産業機器メーカーで人工知能ロボットの開発を手がける末永拓也。将来を嘱望される彼は、オーナーの末娘・星子の婿養子候補になるが、恋人・康子の妊娠を知り、困惑する。そんな矢先、星子の腹違いの兄・直樹から、同僚の橋本とともに、共同で康子を殺害する計画を打ち明けられ…。大阪・名古屋・東京を結ぶ完全犯罪殺人リレーがスタートした。傑作長編推理。 (裏表紙引用)


久々の読書記事で緊張しますな。。

先日、金曜プレステージで「東野圭吾3週連続スペシャル」つーのをやってました。ここの皆様なら観たよって方も結構居られるかもしれませぬ。で、わたくしは「あ!藤原竜也主演じゃん!」という理由でこの作品のときだけ録画しておいたのですが。。読んでいないことに気づき。。しかも、積ん読にあることに気づき。ドラマ観る前に読んでおこうというわけで。


これはなかなか設定も人物造形もイイんでない?
殺人者A、B、C、そして後から現れたDってのがなかなか意外な展開。倒叙と思いきや、殺された相手も違うし犯人であるはずの人物は早々に死ぬし。そもそもロボット殺人で始まる不気味なプロローグがいい。これがどうこの事件に繋がるのかは最後までわからなくて、真犯人もそれなりに意外な人物を持って来てある。最初と最後である人物の印象がコロリと変わるというのも、「性格」というより「理由があって動く人間そのものの怖さ」のほうにテーマを絞ってあって興味深い。

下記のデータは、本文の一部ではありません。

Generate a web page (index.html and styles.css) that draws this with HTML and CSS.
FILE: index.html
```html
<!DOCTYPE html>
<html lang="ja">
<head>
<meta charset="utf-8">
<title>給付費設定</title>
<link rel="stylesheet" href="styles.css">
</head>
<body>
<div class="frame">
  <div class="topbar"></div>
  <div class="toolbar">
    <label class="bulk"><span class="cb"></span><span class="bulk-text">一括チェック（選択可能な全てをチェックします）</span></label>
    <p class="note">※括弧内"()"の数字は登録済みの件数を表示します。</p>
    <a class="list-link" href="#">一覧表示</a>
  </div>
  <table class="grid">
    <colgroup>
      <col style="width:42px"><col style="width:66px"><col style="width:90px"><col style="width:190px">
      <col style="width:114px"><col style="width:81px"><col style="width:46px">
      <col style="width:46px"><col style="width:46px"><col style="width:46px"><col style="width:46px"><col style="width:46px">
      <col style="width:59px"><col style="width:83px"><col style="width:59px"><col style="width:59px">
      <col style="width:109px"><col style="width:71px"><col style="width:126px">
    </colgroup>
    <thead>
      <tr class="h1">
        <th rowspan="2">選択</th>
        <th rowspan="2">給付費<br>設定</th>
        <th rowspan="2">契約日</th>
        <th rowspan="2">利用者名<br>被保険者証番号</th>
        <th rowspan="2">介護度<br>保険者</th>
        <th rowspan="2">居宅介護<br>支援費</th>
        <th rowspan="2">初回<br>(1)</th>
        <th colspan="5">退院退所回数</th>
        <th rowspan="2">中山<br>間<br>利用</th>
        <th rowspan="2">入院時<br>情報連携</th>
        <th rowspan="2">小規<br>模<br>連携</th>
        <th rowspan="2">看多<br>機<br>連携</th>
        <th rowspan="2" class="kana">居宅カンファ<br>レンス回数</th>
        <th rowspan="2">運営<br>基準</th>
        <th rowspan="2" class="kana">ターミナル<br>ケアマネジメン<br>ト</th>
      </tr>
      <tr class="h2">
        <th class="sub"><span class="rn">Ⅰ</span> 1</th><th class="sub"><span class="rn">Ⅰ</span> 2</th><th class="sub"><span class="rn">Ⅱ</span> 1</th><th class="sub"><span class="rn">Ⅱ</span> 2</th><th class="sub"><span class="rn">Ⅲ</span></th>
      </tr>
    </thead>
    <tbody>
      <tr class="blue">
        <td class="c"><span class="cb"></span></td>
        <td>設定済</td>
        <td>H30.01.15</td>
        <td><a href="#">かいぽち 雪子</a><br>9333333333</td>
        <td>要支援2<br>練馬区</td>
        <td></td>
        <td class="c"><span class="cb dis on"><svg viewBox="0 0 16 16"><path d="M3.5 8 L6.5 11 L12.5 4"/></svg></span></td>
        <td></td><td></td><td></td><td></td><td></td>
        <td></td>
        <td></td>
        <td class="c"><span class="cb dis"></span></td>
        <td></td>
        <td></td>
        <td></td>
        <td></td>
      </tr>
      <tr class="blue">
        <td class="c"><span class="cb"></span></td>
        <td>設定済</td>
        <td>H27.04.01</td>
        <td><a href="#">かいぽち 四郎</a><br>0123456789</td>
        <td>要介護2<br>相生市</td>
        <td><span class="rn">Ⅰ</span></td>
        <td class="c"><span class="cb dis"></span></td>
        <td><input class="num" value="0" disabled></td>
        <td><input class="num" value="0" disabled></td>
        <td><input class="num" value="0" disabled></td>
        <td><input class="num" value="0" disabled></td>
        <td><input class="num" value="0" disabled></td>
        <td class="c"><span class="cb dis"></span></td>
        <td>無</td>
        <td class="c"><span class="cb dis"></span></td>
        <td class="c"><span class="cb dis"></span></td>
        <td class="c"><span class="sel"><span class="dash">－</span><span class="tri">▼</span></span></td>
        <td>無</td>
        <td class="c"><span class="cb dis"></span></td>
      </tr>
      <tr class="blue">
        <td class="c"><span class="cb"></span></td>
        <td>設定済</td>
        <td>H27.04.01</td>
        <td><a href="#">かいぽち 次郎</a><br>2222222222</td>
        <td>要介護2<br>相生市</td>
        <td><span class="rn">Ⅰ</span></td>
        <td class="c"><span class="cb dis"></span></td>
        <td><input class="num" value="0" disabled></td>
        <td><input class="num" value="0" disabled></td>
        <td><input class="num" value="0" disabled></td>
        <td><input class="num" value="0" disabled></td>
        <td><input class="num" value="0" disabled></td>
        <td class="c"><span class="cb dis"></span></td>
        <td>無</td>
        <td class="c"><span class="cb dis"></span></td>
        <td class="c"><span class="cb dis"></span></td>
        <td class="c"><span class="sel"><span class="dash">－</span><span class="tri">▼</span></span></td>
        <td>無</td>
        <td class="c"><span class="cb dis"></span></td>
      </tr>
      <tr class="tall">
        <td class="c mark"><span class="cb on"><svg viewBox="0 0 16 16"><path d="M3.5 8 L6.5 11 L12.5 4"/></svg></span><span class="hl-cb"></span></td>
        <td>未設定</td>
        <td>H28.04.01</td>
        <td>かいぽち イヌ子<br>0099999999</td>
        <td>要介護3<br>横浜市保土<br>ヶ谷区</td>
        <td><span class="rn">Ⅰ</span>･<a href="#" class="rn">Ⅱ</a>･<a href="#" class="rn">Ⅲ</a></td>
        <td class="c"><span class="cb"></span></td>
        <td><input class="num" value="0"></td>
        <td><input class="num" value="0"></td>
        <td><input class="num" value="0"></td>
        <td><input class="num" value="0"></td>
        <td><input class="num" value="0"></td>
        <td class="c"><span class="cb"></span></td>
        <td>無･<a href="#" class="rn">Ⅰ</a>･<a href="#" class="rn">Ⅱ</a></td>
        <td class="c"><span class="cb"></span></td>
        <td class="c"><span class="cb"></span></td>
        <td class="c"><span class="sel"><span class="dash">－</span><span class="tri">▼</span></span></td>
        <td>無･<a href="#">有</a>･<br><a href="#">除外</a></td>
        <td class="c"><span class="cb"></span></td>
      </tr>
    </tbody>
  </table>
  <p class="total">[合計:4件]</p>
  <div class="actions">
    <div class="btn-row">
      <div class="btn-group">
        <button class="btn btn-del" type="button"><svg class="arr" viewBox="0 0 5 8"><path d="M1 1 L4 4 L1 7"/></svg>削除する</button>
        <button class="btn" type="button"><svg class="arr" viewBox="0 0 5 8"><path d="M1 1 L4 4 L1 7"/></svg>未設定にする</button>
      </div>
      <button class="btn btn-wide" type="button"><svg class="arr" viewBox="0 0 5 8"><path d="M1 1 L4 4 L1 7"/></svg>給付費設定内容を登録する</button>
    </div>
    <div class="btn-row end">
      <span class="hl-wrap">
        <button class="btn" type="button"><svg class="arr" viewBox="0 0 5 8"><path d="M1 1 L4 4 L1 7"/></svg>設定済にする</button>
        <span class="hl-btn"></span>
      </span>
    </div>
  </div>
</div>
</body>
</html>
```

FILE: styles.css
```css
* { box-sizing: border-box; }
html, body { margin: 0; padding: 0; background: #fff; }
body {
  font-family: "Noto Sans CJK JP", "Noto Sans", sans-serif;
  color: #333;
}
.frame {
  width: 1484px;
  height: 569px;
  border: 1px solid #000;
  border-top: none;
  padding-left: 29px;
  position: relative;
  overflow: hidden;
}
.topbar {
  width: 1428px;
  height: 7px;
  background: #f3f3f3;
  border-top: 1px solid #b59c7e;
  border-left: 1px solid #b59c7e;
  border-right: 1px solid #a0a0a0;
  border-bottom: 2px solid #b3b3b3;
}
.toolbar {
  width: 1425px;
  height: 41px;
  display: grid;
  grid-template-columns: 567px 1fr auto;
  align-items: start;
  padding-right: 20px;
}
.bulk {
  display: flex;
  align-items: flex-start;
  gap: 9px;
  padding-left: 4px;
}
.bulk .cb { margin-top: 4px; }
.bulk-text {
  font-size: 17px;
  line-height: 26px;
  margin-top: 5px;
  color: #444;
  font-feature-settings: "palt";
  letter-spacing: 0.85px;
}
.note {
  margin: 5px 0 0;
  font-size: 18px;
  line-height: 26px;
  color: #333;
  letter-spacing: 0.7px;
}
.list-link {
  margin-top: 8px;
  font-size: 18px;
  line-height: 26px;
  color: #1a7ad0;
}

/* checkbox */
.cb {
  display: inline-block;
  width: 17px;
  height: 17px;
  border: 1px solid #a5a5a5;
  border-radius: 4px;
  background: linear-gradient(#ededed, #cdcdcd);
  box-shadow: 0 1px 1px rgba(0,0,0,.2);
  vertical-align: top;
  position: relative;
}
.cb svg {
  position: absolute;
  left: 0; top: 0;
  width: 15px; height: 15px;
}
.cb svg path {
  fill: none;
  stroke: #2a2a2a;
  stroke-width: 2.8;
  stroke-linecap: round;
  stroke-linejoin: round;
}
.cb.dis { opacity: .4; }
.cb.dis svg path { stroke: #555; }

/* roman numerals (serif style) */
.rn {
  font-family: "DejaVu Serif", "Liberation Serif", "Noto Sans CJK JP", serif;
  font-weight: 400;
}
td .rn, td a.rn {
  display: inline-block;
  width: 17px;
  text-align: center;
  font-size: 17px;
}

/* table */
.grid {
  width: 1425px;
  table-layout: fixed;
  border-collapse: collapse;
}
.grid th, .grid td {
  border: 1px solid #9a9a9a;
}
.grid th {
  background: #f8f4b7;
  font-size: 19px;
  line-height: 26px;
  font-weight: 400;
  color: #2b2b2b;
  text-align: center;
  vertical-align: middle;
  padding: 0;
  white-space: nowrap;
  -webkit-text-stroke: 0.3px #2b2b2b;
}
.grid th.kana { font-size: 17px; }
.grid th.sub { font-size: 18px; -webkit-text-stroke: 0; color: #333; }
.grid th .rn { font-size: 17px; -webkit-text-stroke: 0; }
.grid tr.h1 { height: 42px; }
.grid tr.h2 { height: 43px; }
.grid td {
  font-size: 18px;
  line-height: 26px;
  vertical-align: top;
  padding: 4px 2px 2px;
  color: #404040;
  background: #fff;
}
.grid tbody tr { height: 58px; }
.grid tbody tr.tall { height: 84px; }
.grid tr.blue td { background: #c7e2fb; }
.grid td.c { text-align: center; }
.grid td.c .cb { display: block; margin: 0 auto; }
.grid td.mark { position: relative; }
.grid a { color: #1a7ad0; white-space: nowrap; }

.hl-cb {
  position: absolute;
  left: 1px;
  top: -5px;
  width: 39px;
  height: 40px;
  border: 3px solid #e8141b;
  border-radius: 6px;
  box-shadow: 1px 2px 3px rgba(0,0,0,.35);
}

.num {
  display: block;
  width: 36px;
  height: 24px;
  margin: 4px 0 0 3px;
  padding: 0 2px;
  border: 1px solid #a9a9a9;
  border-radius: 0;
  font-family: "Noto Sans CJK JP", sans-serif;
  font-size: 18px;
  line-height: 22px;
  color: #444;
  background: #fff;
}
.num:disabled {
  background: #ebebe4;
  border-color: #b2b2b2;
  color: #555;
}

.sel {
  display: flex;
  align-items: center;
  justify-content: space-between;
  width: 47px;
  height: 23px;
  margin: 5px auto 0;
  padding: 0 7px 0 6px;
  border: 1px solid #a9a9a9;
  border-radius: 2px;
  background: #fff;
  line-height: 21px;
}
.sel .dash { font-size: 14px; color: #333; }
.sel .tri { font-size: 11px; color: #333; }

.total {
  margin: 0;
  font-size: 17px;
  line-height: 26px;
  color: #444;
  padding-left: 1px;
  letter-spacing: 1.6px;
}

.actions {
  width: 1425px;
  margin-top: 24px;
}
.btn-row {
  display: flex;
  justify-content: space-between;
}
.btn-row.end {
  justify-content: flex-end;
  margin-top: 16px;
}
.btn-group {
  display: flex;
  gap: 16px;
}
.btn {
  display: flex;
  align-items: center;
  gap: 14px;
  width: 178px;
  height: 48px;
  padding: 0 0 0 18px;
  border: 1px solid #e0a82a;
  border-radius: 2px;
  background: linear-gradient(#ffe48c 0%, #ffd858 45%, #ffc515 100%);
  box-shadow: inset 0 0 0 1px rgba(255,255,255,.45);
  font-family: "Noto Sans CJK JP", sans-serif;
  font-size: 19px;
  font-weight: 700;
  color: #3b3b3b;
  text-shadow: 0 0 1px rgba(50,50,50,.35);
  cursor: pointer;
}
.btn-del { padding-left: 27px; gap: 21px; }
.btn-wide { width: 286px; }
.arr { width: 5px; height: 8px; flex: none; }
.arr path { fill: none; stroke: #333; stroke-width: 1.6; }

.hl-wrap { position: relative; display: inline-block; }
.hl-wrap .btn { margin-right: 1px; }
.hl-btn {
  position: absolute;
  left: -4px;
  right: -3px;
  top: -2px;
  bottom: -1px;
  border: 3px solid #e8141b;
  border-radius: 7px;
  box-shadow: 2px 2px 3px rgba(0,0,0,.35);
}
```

主人公の恋人はさすがにスゴイ軽いというか有り得ない印象があったものの、その奥に隠された秘密を暴いてみるとわからんでもない。個人的には、何股かけるにしてもこういう「身近」で揃えてしまうっていうその神経がわからんが。。。


気になったのは、刑事軍団は居なくても良かったかなーというのと、ラストは悲劇のほうだけに向かって行って推理ものとしてはやっつけ感を感じてしまったことかな。問題編、としては本格推理ものに匹敵する細かさだったと思うだけに残念。ま、ドラマ楽しみですわ。観た方居ますか?どうでした?